Quanto rischiano gli over 55

Purtroppo Piero Ceraulo non è un caso straordinario. A stare ai numeri si scopre che la fascia d’età più colpita dagli infortuni mortali sul lavoro è sempre quella tra i 55 e i 64 anni (255 su un totale di 659). Ma l’indice di incidenza più alto di mortalità rispetto agli occupati viene rilevato ancora tra i lavoratori più anziani, gli ultrasessantacinquenni, che registrano 85,1 infortuni mortali ogni milione di occupati. L’incidenza di mortalità minima rimane, invece, ancora nella fascia di età tra 25 e 34 anni, (pari a 14,6), mentre nella fascia dei più giovani, ossia tra 15 e 24 anni, l’incidenza risale a 25,7 infortuni mortali ogni milione di occupati. Questi dati confermano anche alla fine dei primi dieci mesi del 2022 che la maggior frequenza di infortuni mortali si riscontra tra i lavoratori più vecchi.

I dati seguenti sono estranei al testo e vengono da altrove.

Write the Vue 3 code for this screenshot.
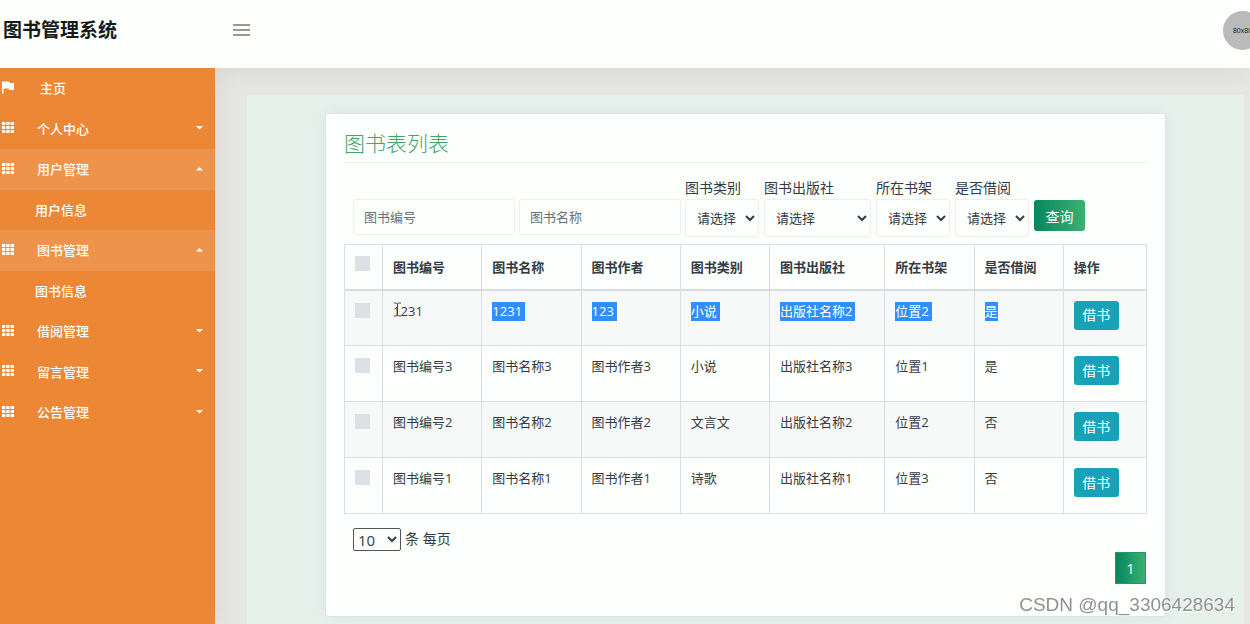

Eppure molto si potrebbe fare e non si fa per ridurre questi numeri. Innanzitutto, impedendo che su impalcature e trattori salgano uomini e donne anziani, e poi occorre urgentemente costruire una cultura della sicurezza sulle solide fondamenta della formazione, dell’utilizzo della contrattazione di anticipo e della prevenzione. Servono risorse e la convinzione che il lavoro o è dignitoso o è sfruttamento.